The autocratic nature of the Belarus government counts against the international image of the country – this cannot be denied. However, I asked several people about the reality of living there and everyone I talked to dismissed the ‘last dictatorship of Europe’ mantra as a cliché.
The government doesn’t like political opposition very much, but is extremely supportive of international business and it struck me that it would be hard to criticise Belarus and then feel comfortable doing business in China, Singapore, or Vietnam. All countries where the government is far more controlling than Western Europeans are used to and yet it cannot be argued that the regular man on the street is oppressed in any way in Belarus.

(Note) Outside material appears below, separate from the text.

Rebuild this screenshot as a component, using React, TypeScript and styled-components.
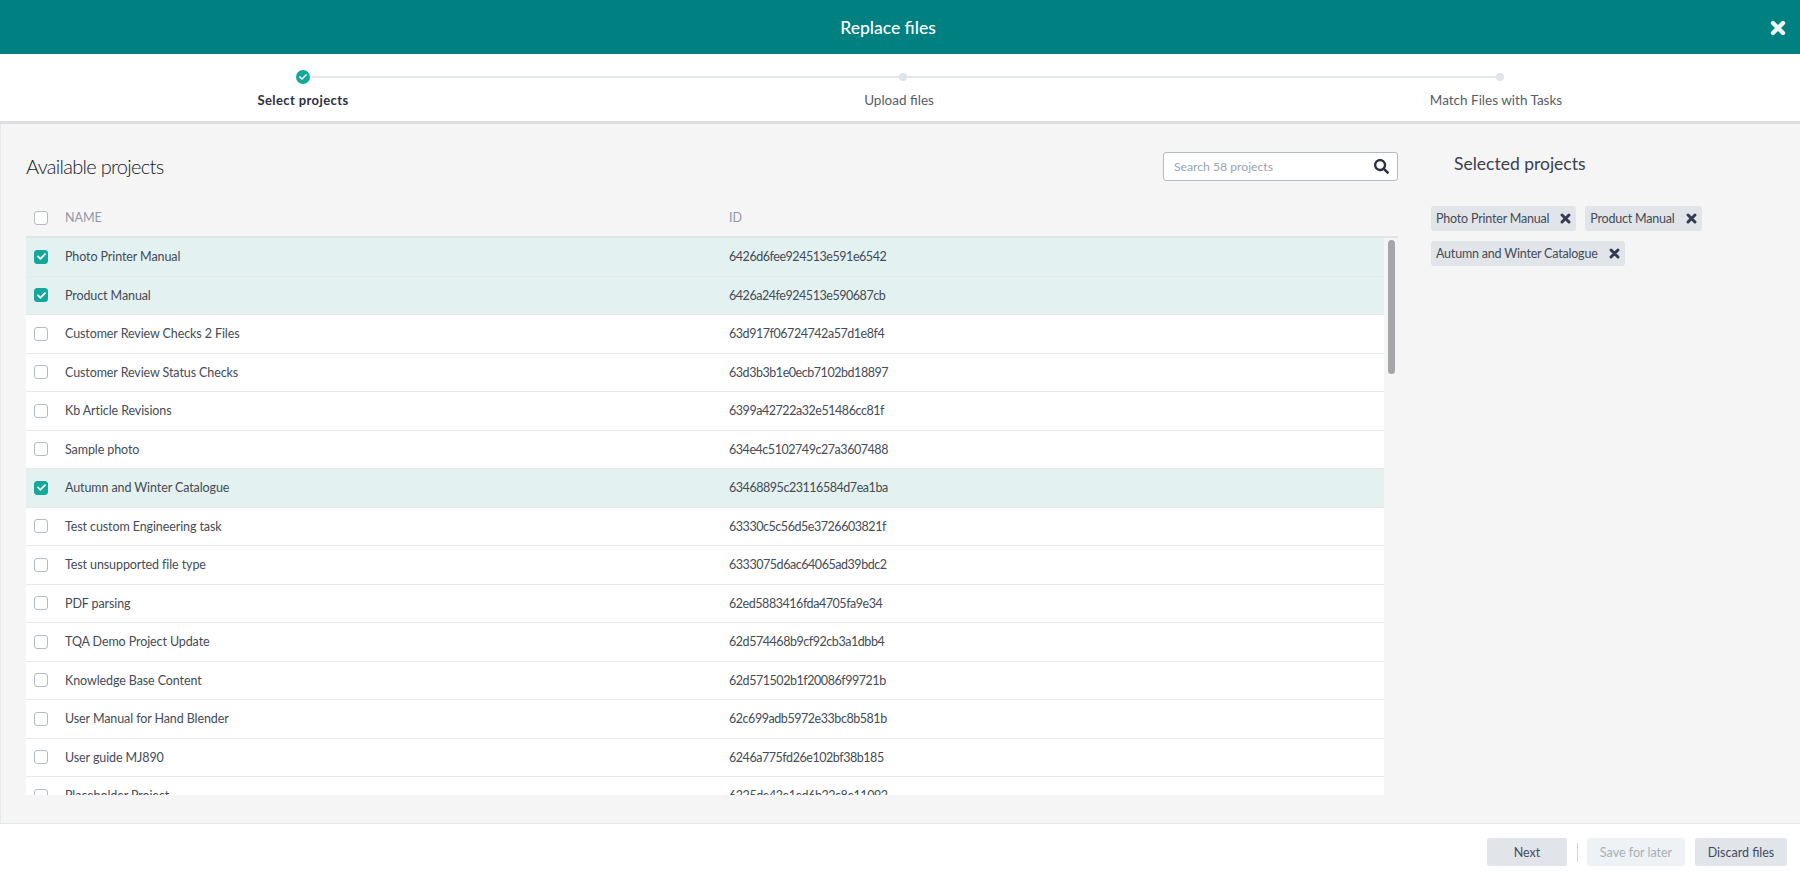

I went to Belarus to learn more about the IT industry there, and I learned far more than I expected to. It is certainly a place worth considering for any organisation that needs expertise with a few knowledgeable “grey beards” on the same team as the young technology wizards.
I also reinforced the experience I have had in the past of prejudice and preconception about places. Places that I have worked in the past include Bangladesh, Nigeria, and Sri Lanka. Countries that often suffer negative stereotyping and yet were ready for business when I visited.
Belarus is the same. I’d love to return and perhaps take the train from Minsk to Moscow. I believe that anyone involved in IT, or the services supported by technology, should take a look. But maybe go and visit in the summer because that cold wind doesn’t care how many jackets you are wearing!